SHORT TASK: Go through the material below and copy all lines with "React".

SOURCE DATA:

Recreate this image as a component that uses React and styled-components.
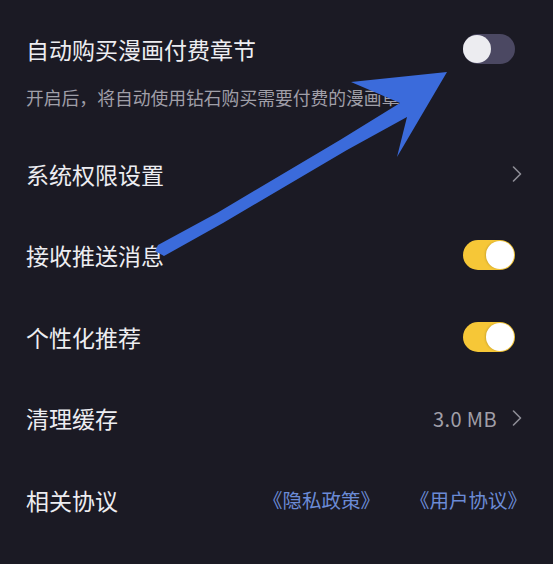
import React from 'react';
import styled, { createGlobalStyle } from 'styled-components';

const GlobalStyle = createGlobalStyle`
  html, body {
    margin: 0;
    padding: 0;
    background: #1b1a24;
  }
  body {
    font-family: "Noto Sans CJK SC", "Noto Sans", sans-serif;
    -webkit-font-smoothing: antialiased;
  }
`;

const Page = styled.div`
  position: relative;
  width: 553px;
  min-height: 564px;
  background: #1b1a24;
  overflow: hidden;
`;

const AutoBuy = styled.section`
  padding: 34px 31px 24px 26px;
`;

const Header = styled.div`
  display: flex;
  align-items: center;
  justify-content: space-between;
  height: 30px;
`;

const Title = styled.span`
  font-size: 23px;
  line-height: 30px;
  color: #ededf1;
  white-space: nowrap;
`;

const Hint = styled.p`
  margin: 21px 0 0;
  font-size: 17.8px;
  line-height: 24px;
  color: #a09fa8;
  white-space: nowrap;
`;

const Row = styled.div`
  display: flex;
  align-items: center;
  justify-content: space-between;
  height: 81.5px;
  padding: 0 31px 0 26px;
`;

const Trailing = styled.div`
  display: flex;
  align-items: center;
  gap: ${props => props.gap || 15}px;
  margin-right: ${props => props.offset || 0}px;
`;

const Value = styled.span`
  font-size: 20px;
  letter-spacing: 0.4px;
  color: #a09fa8;
`;

const Link = styled.span`
  font-size: 19.5px;
  color: #6b8bd6;
  white-space: nowrap;
`;

const Track = styled.div`
  position: relative;
  width: 52px;
  height: 30px;
  margin-right: 7px;
  border-radius: 15px;
  background: ${props => props.on ? '#f6c737' : '#4b4862'};
`;

const Knob = styled.div`
  position: absolute;
  top: 1px;
  left: ${props => props.on ? '23px' : '0'};
  width: 28px;
  height: 28px;
  border-radius: 50%;
  background: ${props => props.on ? '#ffffff' : '#ececf0'};
  box-shadow: ${props => props.on ? '-1px 0 2px rgba(0,0,0,0.15)' : 'none'};
`;

const Overlay = styled.svg`
  position: absolute;
  top: 0;
  left: 0;
  pointer-events: none;
`;

const Toggle = ({ on }) => (
  <Track on={on}>
    <Knob on={on} />
  </Track>
);

const Chevron = () => (
  <svg width="10" height="16" viewBox="0 0 10 16">
    <polyline points="1.5,1 8.5,8 1.5,15" fill="none" stroke="#8e8d96" strokeWidth="1.6" strokeLinecap="round" strokeLinejoin="round" />
  </svg>
);

// the blue annotation arrow drawn over the screenshot
const Arrow = () => (
  <Overlay width="553" height="564" viewBox="0 0 553 564">
    <polygon
      fill="#3b6bdb"
      points="447,72 351,82 400,103 340,140 217,213 158,245 155,251 164,256 223,223 347,150 407,117 397,157"
    />
  </Overlay>
);

export default function App() {
  return (
    <>
      <GlobalStyle />
      <Page>
        <AutoBuy>
          <Header>
            <Title>自动购买漫画付费章节</Title>
            <Toggle on={false} />
          </Header>
          <Hint>开启后，将自动使用钻石购买需要付费的漫画章节</Hint>
        </AutoBuy>

        <Row>
          <Title>系统权限设置</Title>
          <Chevron />
        </Row>

        <Row>
          <Title>接收推送消息</Title>
          <Toggle on />
        </Row>

        <Row>
          <Title>个性化推荐</Title>
          <Toggle on />
        </Row>

        <Row>
          <Title>清理缓存</Title>
          <Trailing>
            <Value>3.0 MB</Value>
            <Chevron />
          </Trailing>
        </Row>

        <Row>
          <Title>相关协议</Title>
          <Trailing gap={30} offset={-5}>
            <Link>《隐私政策》</Link>
            <Link>《用户协议》</Link>
          </Trailing>
        </Row>

        <Arrow />
      </Page>
    </>
  );
}
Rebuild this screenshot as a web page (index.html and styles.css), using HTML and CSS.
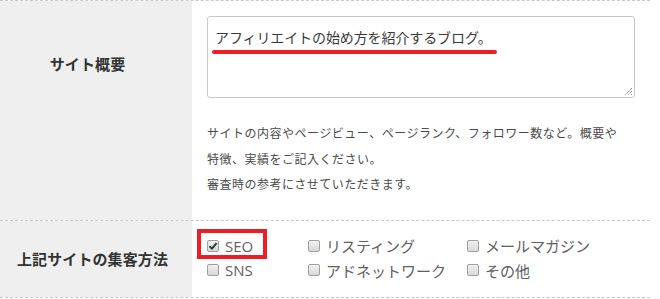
FILE: index.html
```html
<!DOCTYPE html>
<html lang="ja">
<head>
<meta charset="utf-8">
<link rel="stylesheet" href="styles.css">
</head>
<body>
<div class="form">
  <div class="row row-summary">
    <div class="label label-summary">サイト概要</div>
    <div class="field">
      <div class="textarea">
        <span class="ta-text">アフィリエイトの始め方を紹介するブログ。</span>
        <span class="underline"></span>
        <svg class="grip" width="10" height="10" viewBox="0 0 10 10"><path d="M9 2 L2 9 M9 5 L5 9 M9 8 L8 9" stroke="#555" stroke-width="1" stroke-dasharray="1 1" fill="none"/></svg>
      </div>
      <p class="help">サイトの内容やページビュー、ページランク、フォロワー数など。概要や<br>特徴、実績をご記入ください。<br>審査時の参考にさせていただきます。</p>
    </div>
  </div>
  <div class="row row-method">
    <div class="label label-method">上記サイトの集客方法</div>
    <div class="field checks">
      <div class="check check-highlight"><span class="box checked"><svg width="10" height="10" viewBox="0 0 10 10"><path d="M1.5 5.2 L4 7.6 L8.6 2.2" stroke="#333" stroke-width="2" fill="none"/></svg></span>SEO<span class="mark"></span></div>
      <div class="check"><span class="box"></span>リスティング</div>
      <div class="check"><span class="box"></span>メールマガジン</div>
      <div class="check"><span class="box"></span>SNS</div>
      <div class="check"><span class="box"></span>アドネットワーク</div>
      <div class="check"><span class="box"></span>その他</div>
    </div>
  </div>
</div>
</body>
</html>
```
FILE: styles.css
```css
* { box-sizing: border-box; }
html, body { margin: 0; padding: 0; background: #fff; }
body { font-family: "Noto Sans CJK JP", "Noto Sans", sans-serif; color: #333; }

.form { width: 650px; border-bottom: 1px dashed #c8c8c8; }

.row {
  display: grid;
  grid-template-columns: 192px 458px;
  border-top: 1px dashed #c8c8c8;
}

.label {
  background: #efefef;
  font-size: 15px;
  font-weight: bold;
  line-height: 20px;
  color: #333;
  text-align: center;
  letter-spacing: 0.1px;
}
.label-summary { padding: 53px 17px 0 0; }
.label-method { padding: 0 7px 0 0; display: flex; align-items: center; justify-content: center; }

.field { padding-left: 15px; }
.row-summary .field { padding-top: 15px; padding-bottom: 23px; }

.textarea {
  position: relative;
  width: 428px;
  height: 82px;
  border: 1px solid #c9c9c9;
  border-radius: 3px;
  padding: 10px 0 0 7px;
  font-size: 14px;
  line-height: 20px;
  color: #3a3a3a;
}
.ta-text { letter-spacing: -0.1px; white-space: nowrap; }
.underline {
  position: absolute;
  left: 4px;
  top: 33px;
  width: 285px;
  height: 4px;
  border-radius: 2px;
  background: #ee1c25;
}
.grip { position: absolute; right: 1px; bottom: 1px; }

.help {
  margin: 22px 0 0 0;
  font-size: 12px;
  line-height: 25.5px;
  letter-spacing: 0.5px;
  color: #4a4a4a;
  white-space: nowrap;
}

.checks {
  display: grid;
  grid-template-columns: 101px 159px auto;
  grid-auto-rows: 24.5px;
  padding-top: 13px;
  padding-bottom: 14px;
}
.check {
  position: relative;
  display: flex;
  align-items: center;
  font-family: "Open Sans", "Noto Sans CJK JP", sans-serif;
  font-size: 15px;
  color: #606060;
  white-space: nowrap;
  letter-spacing: 0;
}
.box {
  width: 12px;
  height: 12px;
  margin-right: 6px;
  border: 1px solid #a0a0a0;
  border-radius: 2px;
  background: linear-gradient(#f0f0f0, #d8d8d8);
  display: flex;
  align-items: center;
  justify-content: center;
  flex: none;
}
.mark {
  position: absolute;
  left: -10px;
  top: -5px;
  width: 70px;
  height: 30px;
  border: 4px solid #ee1c25;
}
```
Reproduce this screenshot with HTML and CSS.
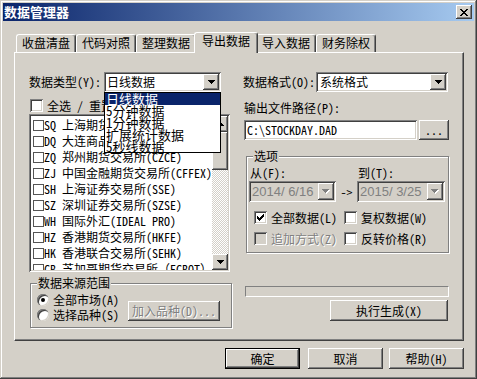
FILE: index.html
```html
<!DOCTYPE html>
<html lang="zh-CN">
<head>
    <meta charset="UTF-8">
    <title>数据管理器</title>
    <link rel="stylesheet" href="styles.css">
</head>
<body>
<div class="window">
    <div class="titlebar">
        <span class="title">数据管理器</span>
        <button class="btn close">
            <svg width="8" height="7" viewBox="0 0 8 7" shape-rendering="crispEdges"><path d="M0 0h2v1H0zM6 0h2v1H6zM1 1h2v1H1zM5 1h2v1H5zM2 2h4v1H2zM3 3h2v1H3zM2 4h4v1H2zM1 5h2v1H1zM5 5h2v1H5zM0 6h2v1H0zM6 6h2v1H6z" fill="#000"/></svg>
        </button>
    </div>
    <div class="client">
        <div class="tabs">
            <div class="tab">收盘清盘</div>
            <div class="tab">代码对照</div>
            <div class="tab">整理数据</div>
            <div class="tab active">导出数据</div>
            <div class="tab">导入数据</div>
            <div class="tab">财务除权</div>
        </div>
        <div class="panel">
            <!-- left column -->
            <div class="col">
                <div class="field-row">
                    <span class="type-label">数据类型(Y):</span>
                    <div class="combo type-combo">
                        <span>日线数据</span>
                        <span class="btn combo-btn"><svg width="7" height="4" viewBox="0 0 7 4" shape-rendering="crispEdges"><path d="M0 0h7v1H0zM1 1h5v1H1zM2 2h3v1H2zM3 3h1v1H3z" fill="#000"/></svg></span>
                        <ul class="dropdown">
                            <li class="selected">日线数据</li>
                            <li>5分钟数据</li>
                            <li>1分钟数据</li>
                            <li>扩展统计数据</li>
                            <li>5秒线数据</li>
                        </ul>
                    </div>
                </div>
                <div class="select-all">
                    <span class="check"></span>
                    <span>全选 / 重置</span>
                </div>
                <div class="listbox">
                    <div class="list-items">
                        <div class="list-row"><span class="list-check"></span>SQ 上海期货交易所(SHFE)</div>
                        <div class="list-row"><span class="list-check"></span>DQ 大连商品交易所(DCE)</div>
                        <div class="list-row"><span class="list-check"></span>ZQ 郑州期货交易所(CZCE)</div>
                        <div class="list-row"><span class="list-check"></span>ZJ 中国金融期货交易所(CFFEX)</div>
                        <div class="list-row"><span class="list-check"></span>SH 上海证券交易所(SSE)</div>
                        <div class="list-row"><span class="list-check"></span>SZ 深圳证券交易所(SZSE)</div>
                        <div class="list-row"><span class="list-check"></span>WH 国际外汇(IDEAL PRO)</div>
                        <div class="list-row"><span class="list-check"></span>HZ 香港期货交易所(HKFE)</div>
                        <div class="list-row"><span class="list-check"></span>HK 香港联合交易所(SEHK)</div>
                        <div class="list-row"><span class="list-check"></span>CB 芝加哥期货交易所（ECBOT）</div>
                    </div>
                    <div class="scrollbar">
                        <span class="btn sb-btn"><svg width="7" height="4" viewBox="0 0 7 4" shape-rendering="crispEdges"><path d="M3 0h1v1H3zM2 1h3v1H2zM1 2h5v1H1zM0 3h7v1H0z" fill="#000"/></svg></span>
                        <span class="btn sb-thumb"></span>
                        <span class="sb-track"></span>
                        <span class="btn sb-btn"><svg width="7" height="4" viewBox="0 0 7 4" shape-rendering="crispEdges"><path d="M0 0h7v1H0zM1 1h5v1H1zM2 2h3v1H2zM3 3h1v1H3z" fill="#000"/></svg></span>
                    </div>
                </div>
                <div class="group source-group">
                    <span class="group-title">数据来源范围</span>
                    <div class="radio-list">
                        <div class="radio-row"><span class="radio on"></span>全部市场(A)</div>
                        <div class="radio-row"><span class="radio"></span>选择品种(S)</div>
                    </div>
                    <button class="btn add-btn disabled">加入品种(D)...</button>
                </div>
            </div>

            <!-- right column -->
            <div class="col">
                <div class="field-row">
                    <span class="format-label">数据格式(O):</span>
                    <div class="combo format-combo">
                        <span>系统格式</span>
                        <span class="btn combo-btn"><svg width="7" height="4" viewBox="0 0 7 4" shape-rendering="crispEdges"><path d="M0 0h7v1H0zM1 1h5v1H1zM2 2h3v1H2zM3 3h1v1H3z" fill="#000"/></svg></span>
                    </div>
                </div>
                <div class="path-label">输出文件路径(P):</div>
                <div class="path-row">
                    <div class="input">C:\STOCKDAY.DAD</div>
                    <button class="btn browse-btn">...</button>
                </div>
                <div class="group options-group">
                    <span class="group-title">选项</span>
                    <div class="date-grid">
                        <span class="date-label">从(F):</span>
                        <span></span>
                        <span class="date-label">到(T):</span>
                        <div class="datepick">2014/ 6/16<span class="btn date-btn"><svg width="8" height="5" viewBox="0 0 8 5" shape-rendering="crispEdges"><path d="M1 1h7v1H1zM2 2h5v1H2zM3 3h3v1H3zM4 4h1v1H4z" fill="#fff"/><path d="M0 0h7v1H0zM1 1h5v1H1zM2 2h3v1H2zM3 3h1v1H3z" fill="#808080"/></svg></span></div>
                        <span class="arrow-text">-&gt;</span>
                        <div class="datepick">2015/ 3/25<span class="btn date-btn"><svg width="8" height="5" viewBox="0 0 8 5" shape-rendering="crispEdges"><path d="M1 1h7v1H1zM2 2h5v1H2zM3 3h3v1H3zM4 4h1v1H4z" fill="#fff"/><path d="M0 0h7v1H0zM1 1h5v1H1zM2 2h3v1H2zM3 3h1v1H3z" fill="#808080"/></svg></span></div>
                    </div>
                    <div class="opt-checks">
                        <div class="opt-check">
                            <span class="check"><svg width="7" height="7" viewBox="0 0 7 7" shape-rendering="crispEdges"><path d="M6 0h1v1H6zM5 1h2v1H5zM0 2h1v1H0zM4 2h3v1H4zM0 3h2v1H0zM3 3h3v1H3zM0 4h5v1H0zM1 5h3v1H1zM2 6h1v1H2z" fill="#000"/></svg></span>
                            <span>全部数据(L)</span>
                        </div>
                        <div class="opt-check"><span class="check"></span><span>复权数据(W)</span></div>
                        <div class="opt-check"><span class="check off"></span><span class="disabled">追加方式(Z)</span></div>
                        <div class="opt-check"><span class="check"></span><span>反转价格(R)</span></div>
                    </div>
                </div>
                <div class="progress"></div>
                <button class="btn run-btn">执行生成(X)</button>
            </div>
        </div>
        <div class="footer">
            <button class="btn dlg-btn default">确定</button>
            <button class="btn dlg-btn cancel">取消</button>
            <button class="btn dlg-btn">帮助(H)</button>
        </div>
    </div>
</div>
</body>
</html>
```

FILE: styles.css
```css
body {
    margin: 0;
    padding: 0;
    background-color: #d4d0c8;
}
.window {
    width: 477px;
    height: 379px;
    box-sizing: border-box;
    padding: 3px;
    overflow: hidden;
    background-color: #d4d0c8;
    box-shadow: inset -1px -1px #404040, inset 1px 1px #d4d0c8, inset -2px -2px #808080, inset 2px 2px #fff;
    font-family: "Noto Sans Mono CJK SC", "Noto Sans CJK SC", sans-serif;
    font-size: 12px;
    line-height: 14px;
    color: #000;
}
.titlebar {
    height: 18px;
    display: flex;
    align-items: center;
    justify-content: space-between;
    padding: 0 2px 0 1px;
    background: linear-gradient(90deg, #0a246a, #a6caf0);
}
.title {
    color: #fff;
    font-family: "Noto Sans CJK SC", sans-serif;
    font-weight: bold;
    font-size: 13px;
    line-height: 18px;
}

/* classic 3d buttons */
.btn {
    font: inherit;
    color: #000;
    background-color: #d4d0c8;
    border: none;
    padding: 0;
    box-sizing: border-box;
    display: flex;
    align-items: center;
    justify-content: center;
    box-shadow: inset -1px -1px #404040, inset 1px 1px #fff, inset -2px -2px #808080, inset 2px 2px #d4d0c8;
}
.close {
    width: 16px;
    height: 14px;
}
.disabled {
    color: #808080;
    text-shadow: 1px 1px #fff;
}

.client {
    padding: 0 10px 0 11px;
}
.tabs {
    display: flex;
    align-items: flex-end;
    height: 20px;
    margin-top: 11px;
    padding-left: 2px;
    position: relative;
    z-index: 1;
}
.tab {
    width: 60px;
    height: 18px;
    box-sizing: border-box;
    border-top: 1px solid #fff;
    border-left: 1px solid #fff;
    border-right: 1px solid #404040;
    border-radius: 3px 3px 0 0;
    box-shadow: inset -1px 0 #808080;
    text-align: center;
    line-height: 16px;
}
.tab.active {
    width: 64px;
    height: 21px;
    margin: 0 -2px -1px;
    position: relative;
    z-index: 2;
    background-color: #d4d0c8;
}

.panel {
    width: 450px;
    height: 289px;
    box-sizing: border-box;
    border: 1px solid;
    border-color: #fff #404040 #404040 #fff;
    box-shadow: inset -1px -1px #808080;
    display: grid;
    grid-template-columns: 202px 206px;
    column-gap: 12px;
    align-content: start;
    padding: 19px 0 0 14px;
}
.col {
    display: flex;
    flex-direction: column;
    align-items: flex-start;
}
.field-row {
    display: flex;
    align-items: center;
    height: 20px;
}
.type-label {
    width: 75px;
}
.format-label {
    width: 73px;
}

/* sunken fields */
.combo, .input, .listbox, .datepick {
    box-sizing: border-box;
    background-color: #fff;
    box-shadow: inset 1px 1px #808080, inset -1px -1px #fff, inset 2px 2px #404040, inset -2px -2px #d4d0c8;
}
.combo {
    position: relative;
    height: 20px;
    display: flex;
    align-items: center;
    padding-left: 3px;
}
.type-combo {
    width: 117px;
}
.format-combo {
    width: 132px;
    padding-left: 4px;
}
.combo-btn {
    position: absolute;
    right: 2px;
    top: 2px;
    width: 16px;
    height: 16px;
}
.dropdown {
    position: absolute;
    left: 0;
    top: 20px;
    width: 117px;
    height: 61px;
    box-sizing: border-box;
    margin: 0;
    padding: 0;
    list-style: none;
    border: 1px solid #000;
    background-color: #fff;
    z-index: 5;
    font-size: 13px;
    line-height: 12px;
}
.dropdown li {
    height: 12px;
    padding-left: 1px;
    white-space: nowrap;
}
.dropdown li.selected {
    background-color: #0a246a;
    color: #fff;
}

.check {
    width: 13px;
    height: 13px;
    flex: none;
    box-sizing: border-box;
    background-color: #fff;
    box-shadow: inset 1px 1px #808080, inset -1px -1px #fff, inset 2px 2px #404040, inset -2px -2px #d4d0c8;
    display: flex;
    align-items: center;
    justify-content: center;
}
.check.off {
    background-color: #d4d0c8;
}
.select-all {
    display: flex;
    align-items: center;
    gap: 4px;
    height: 13px;
    margin-top: 7px;
    margin-left: 1px;
}

.listbox {
    width: 201px;
    height: 158px;
    margin-top: 2px;
    padding: 2px;
    display: flex;
}
.list-items {
    flex: 1;
    overflow: hidden;
    padding: 1px 0 0 2px;
}
.list-row {
    height: 16px;
    display: flex;
    align-items: center;
    white-space: pre;
}
.list-check {
    width: 11px;
    height: 11px;
    flex: none;
    box-sizing: border-box;
    border: 1px solid #555;
}
.scrollbar {
    width: 16px;
    flex: none;
    display: flex;
    flex-direction: column;
}
.sb-btn {
    height: 16px;
    flex: none;
}
.sb-thumb {
    height: 38px;
    flex: none;
}
.sb-track {
    flex: 1;
    background: conic-gradient(#d4d0c8 25%, #fff 0 50%, #d4d0c8 0 75%, #fff 0) 0 0 / 2px 2px;
}

/* etched group boxes */
.group {
    position: relative;
    box-sizing: border-box;
    border: 1px solid #808080;
    box-shadow: inset 1px 1px #fff, 1px 1px #fff;
}
.group-title {
    position: absolute;
    top: -7px;
    left: 6px;
    padding: 0 1px;
    line-height: 12px;
    background-color: #d4d0c8;
}
.source-group {
    width: 202px;
    height: 45px;
    margin-top: 11px;
    margin-left: 1px;
    padding: 8px 11px 0 6px;
    display: flex;
    justify-content: space-between;
    align-items: flex-start;
}
.radio-list {
    display: flex;
    flex-direction: column;
}
.radio-row {
    height: 15px;
    display: flex;
    align-items: center;
    gap: 4px;
}
.radio {
    width: 12px;
    height: 12px;
    border-radius: 50%;
    background-color: #fff;
    box-shadow: inset 1px 1px #808080, inset 2px 2px #404040, inset -1px -1px #d4d0c8;
    display: flex;
    align-items: center;
    justify-content: center;
}
.radio.on::after {
    content: "";
    width: 4px;
    height: 4px;
    border-radius: 50%;
    background-color: #000;
}
.add-btn {
    width: 92px;
    height: 20px;
    margin-top: 9px;
    color: #808080;
}

.path-label {
    margin-top: 10px;
    padding-left: 1px;
    line-height: 12px;
}
.path-row {
    display: flex;
    gap: 2px;
    margin-top: 6px;
    padding-left: 1px;
}
.input {
    width: 173px;
    height: 20px;
    padding-left: 3px;
    display: flex;
    align-items: center;
}
.browse-btn {
    width: 30px;
    height: 20px;
}

.options-group {
    width: 203px;
    height: 97px;
    margin-top: 16px;
    margin-left: 3px;
    padding: 10px 0 0 2px;
}
.date-grid {
    display: grid;
    grid-template-columns: 87px 21px 88px;
    grid-template-rows: 12px 21px;
    row-gap: 2px;
}
.date-label {
    line-height: 12px;
    padding-left: 1px;
}
.datepick {
    position: relative;
    height: 21px;
    padding-left: 3px;
    display: flex;
    align-items: center;
    background-color: #d4d0c8;
    color: #808080;
    font-family: "Liberation Sans", sans-serif;
    font-size: 13px;
}
.date-btn {
    position: absolute;
    right: 2px;
    top: 2px;
    width: 16px;
    height: 17px;
}
.arrow-text {
    display: flex;
    align-items: center;
    justify-content: center;
}
.opt-checks {
    display: grid;
    grid-template-columns: 90px auto;
    row-gap: 8px;
    margin-top: 9px;
    padding-left: 5px;
}
.opt-check {
    display: flex;
    align-items: center;
    gap: 4px;
    height: 13px;
}

.progress {
    width: 204px;
    height: 11px;
    margin-top: 33px;
    margin-left: 2px;
    box-sizing: border-box;
    border: 1px solid;
    border-color: #808080 #fff #fff #808080;
}
.run-btn {
    width: 118px;
    height: 21px;
    margin-top: 3px;
    margin-left: 87px;
}

.footer {
    display: flex;
    justify-content: flex-end;
    margin-top: 7px;
}
.dlg-btn {
    width: 75px;
    height: 21px;
}
.dlg-btn.default {
    border: 1px solid #000;
    margin-right: 8px;
}
.dlg-btn.cancel {
    margin-right: 6px;
}
```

SOLUTION FOR THIS PROBLEM:
Recreate this image as a component that uses React and styled-components.
import React from 'react';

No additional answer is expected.